● What is required
Scan the material and copy every line in which "components" appears.

[START OF Data shown]

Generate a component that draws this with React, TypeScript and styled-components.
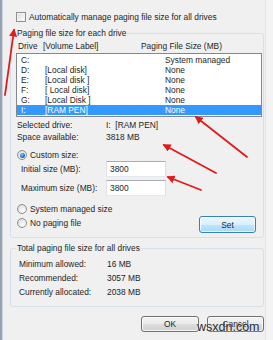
import React from "react";
import styled, { createGlobalStyle, css } from "styled-components";

const Global = createGlobalStyle`
  html, body { margin: 0; padding: 0; background: #f0f0f0; }
  * { box-sizing: border-box; }
`;

const Window = styled.div`
  position: relative;
  width: 273px;
  height: 340px;
  overflow: hidden;
  background: #f0f0f0;
  box-shadow: inset 2px 0 0 #97a3b3, inset 3px 0 0 #cdd5de, inset -7px 0 0 #f3f3f3, inset -8px 0 0 #dfe3e8;
  font-family: "Liberation Sans", Arial, sans-serif;
  font-size: 8.4px;
  line-height: 10px;
  color: #1e1e1e;
  display: flex;
  flex-direction: column;
`;

const CheckRow = styled.div`
  display: flex;
  align-items: center;
  gap: 3px;
  height: 10px;
  margin: 12px 0 0 16px;
`;

const CheckBox = styled.span`
  width: 10px;
  height: 10px;
  border: 1px solid #8e8f8f;
  background: linear-gradient(135deg, #d8d8d8 0%, #f4f4f4 70%, #ffffff 100%);
  box-shadow: inset 0 0 0 1px #f4f4f4;
`;

const Group = styled.fieldset<{ $mt: number; $pt: number; $pb: number }>`
  margin: ${(p) => p.$mt}px 0 0 10px;
  width: 254px;
  padding: ${(p) => p.$pt}px 1px ${(p) => p.$pb}px 5px;
  border: 1px solid #d5dfe5;
  border-radius: 3px;
  min-width: 0;
`;

const Legend = styled.legend`
  padding: 0 1px;
  height: 10px;
  line-height: 10px;
`;

const Header = styled.div`
  display: grid;
  grid-template-columns: 25px 98px 1fr;
  height: 10px;
  padding-left: 2px;
`;

const ListBox = styled.div`
  margin-top: 2px;
  height: 64px;
  border: 1px solid #828790;
  background: #ffffff;
  padding: 1px 0;
`;

const ListRow = styled.div<{ $selected?: boolean }>`
  display: grid;
  grid-template-columns: 24px 120px 1fr;
  height: 10px;
  padding-left: 4px;
  white-space: pre;
  ${(p) =>
    p.$selected &&
    css`
      background: #3399ff;
      color: #ffffff;
    `}
`;

const InfoGrid = styled.div<{ $mt: number; $label: number; $gap: number; $pl: number }>`
  display: grid;
  grid-template-columns: ${(p) => p.$label}px 1fr;
  row-gap: ${(p) => p.$gap}px;
  grid-auto-rows: 10px;
  margin-top: ${(p) => p.$mt}px;
  padding-left: ${(p) => p.$pl}px;
  white-space: pre;
`;

const RadioRow = styled.div<{ $mt?: number }>`
  display: flex;
  align-items: center;
  gap: 3px;
  height: 10px;
  margin-top: ${(p) => p.$mt ?? 0}px;
  padding-left: 1px;
`;

const Radio = styled.span<{ $checked?: boolean }>`
  position: relative;
  width: 10px;
  height: 10px;
  border-radius: 50%;
  border: 1px solid #8e8f8f;
  background: radial-gradient(circle at 65% 70%, #ffffff 0%, #e8e8e8 55%, #cfcfcf 100%);
  ${(p) =>
    p.$checked &&
    css`
      &::after {
        content: "";
        position: absolute;
        left: 1.5px;
        top: 1.5px;
        width: 5px;
        height: 5px;
        border-radius: 50%;
        background: radial-gradient(circle at 40% 35%, #8fd0ff 0%, #2a7fcf 45%, #0f3e78 100%);
      }
    `}
`;

const SizeRow = styled.div<{ $mt: number }>`
  display: grid;
  grid-template-columns: 85px 60px;
  align-items: center;
  height: 16px;
  margin-top: ${(p) => p.$mt}px;
  padding-left: 5px;
`;

const TextInput = styled.div`
  height: 16px;
  border: 1px solid;
  border-color: #abadb3 #dbdfe6 #e3e9ef #e2e3ea;
  background: #ffffff;
  padding: 2px 0 0 3px;
`;

const BottomRow = styled.div`
  display: flex;
  justify-content: space-between;
  margin-top: 8px;
  padding-right: 6px;
`;

const RadioColumn = styled.div`
  display: flex;
  flex-direction: column;
  gap: 4px;
`;

const Button = styled.div<{ $w: number; $h: number; $default?: boolean; $mt?: number }>`
  width: ${(p) => p.$w}px;
  height: ${(p) => p.$h}px;
  margin-top: ${(p) => p.$mt ?? 0}px;
  display: flex;
  align-items: center;
  justify-content: center;
  border: 1px solid #707070;
  border-radius: 3px;
  background: linear-gradient(#f2f2f2 0%, #ebebeb 50%, #dddddd 51%, #cfcfcf 100%);
  box-shadow: inset 0 0 0 1px rgba(255, 255, 255, 0.8);
  ${(p) =>
    p.$default &&
    css`
      border-color: #3c7fb1;
      background: linear-gradient(#eaf6fd 0%, #d9f0fc 50%, #bee6fd 51%, #a7d9f5 100%);
      box-shadow: inset 0 0 0 1px rgba(255, 255, 255, 0.7);
    `}
`;

const ButtonBar = styled.div`
  display: flex;
  justify-content: flex-end;
  gap: 8px;
  margin-top: 9px;
  padding-right: 9px;
`;

const Watermark = styled.div`
  position: absolute;
  left: 197px;
  top: 320px;
  font-family: "Liberation Sans", Arial, sans-serif;
  font-size: 12.5px;
  line-height: 14px;
  color: #2b2b2b;
  text-shadow: 0 0 2px #ffffff;
`;

const Annotations = styled.svg`
  position: absolute;
  left: 0;
  top: 0;
  pointer-events: none;
`;

const drives: [string, string, string][] = [
  ["C:", "", "System managed"],
  ["D:", "[Local disk]", "None"],
  ["E:", "[Local disk ]", "None"],
  ["F:", "[ Local disk]", "None"],
  ["G:", "[Local Disk ]", "None"],
  ["I:", "[RAM PEN]", "None"],
];

const arrows: [number, number, number, number][] = [
  [5, 95, 14, 30],
  [247, 157, 196, 117],
  [216, 173, 164, 145],
  [201, 190, 168, 177],
];

export default function App() {
  return (
    <>
      <Global />
      <Window>
        <CheckRow>
          <CheckBox />
          <span>Automatically manage paging file size for all drives</span>
        </CheckRow>

        <Group $mt={6} $pt={3} $pb={4}>
          <Legend>Paging file size for each drive</Legend>
          <Header>
            <span>Drive</span>
            <span>[Volume Label]</span>
            <span>Paging File Size (MB)</span>
          </Header>
          <ListBox>
            {drives.map(([d, l, s], i) => (
              <ListRow key={d} $selected={i === drives.length - 1}>
                <span>{d}</span>
                <span>{l}</span>
                <span>{s}</span>
              </ListRow>
            ))}
          </ListBox>
          <InfoGrid $mt={3} $label={89} $gap={2} $pl={1}>
            <span>Selected drive:</span>
            <span>I:  [RAM PEN]</span>
            <span>Space available:</span>
            <span>3818 MB</span>
          </InfoGrid>
          <RadioRow $mt={8}>
            <Radio $checked />
            <span>Custom size:</span>
          </RadioRow>
          <SizeRow $mt={1}>
            <span>Initial size (MB):</span>
            <TextInput>3800</TextInput>
          </SizeRow>
          <SizeRow $mt={3}>
            <span>Maximum size (MB):</span>
            <TextInput>3800</TextInput>
          </SizeRow>
          <BottomRow>
            <RadioColumn>
              <RadioRow>
                <Radio />
                <span>System managed size</span>
              </RadioRow>
              <RadioRow>
                <Radio />
                <span>No paging file</span>
              </RadioRow>
            </RadioColumn>
            <Button $w={57} $h={17} $mt={12} $default>
              Set
            </Button>
          </BottomRow>
        </Group>

        <Group $mt={5} $pt={6} $pb={9}>
          <Legend>Total paging file size for all drives</Legend>
          <InfoGrid $mt={0} $label={88} $gap={4} $pl={3}>
            <span>Minimum allowed:</span>
            <span>16 MB</span>
            <span>Recommended:</span>
            <span>3057 MB</span>
            <span>Currently allocated:</span>
            <span>2038 MB</span>
          </InfoGrid>
        </Group>

        <ButtonBar>
          <Button $w={58} $h={16}>OK</Button>
          <Button $w={57} $h={16}>Cancel</Button>
        </ButtonBar>

        <Watermark>wsxdn.com</Watermark>

        <Annotations width={273} height={340} viewBox="0 0 273 340">
          <defs>
            <marker id="head" viewBox="0 0 10 10" refX="8" refY="5" markerWidth="4.5" markerHeight="4.5" orient="auto">
              <path d="M0 0 L10 5 L0 10 Z" fill="#e3191a" />
            </marker>
          </defs>
          {arrows.map(([x1, y1, x2, y2], i) => (
            <line
              key={i}
              x1={x1}
              y1={y1}
              x2={x2}
              y2={y2}
              stroke="#e3191a"
              strokeWidth={1.8}
              strokeLinecap="round"
              markerEnd="url(#head)"
            />
          ))}
        </Annotations>
      </Window>
    </>
  );
}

[END OF Data shown]

● Response
Generate a component that draws this with React, TypeScript and styled-components.
import styled, { createGlobalStyle, css } from "styled-components";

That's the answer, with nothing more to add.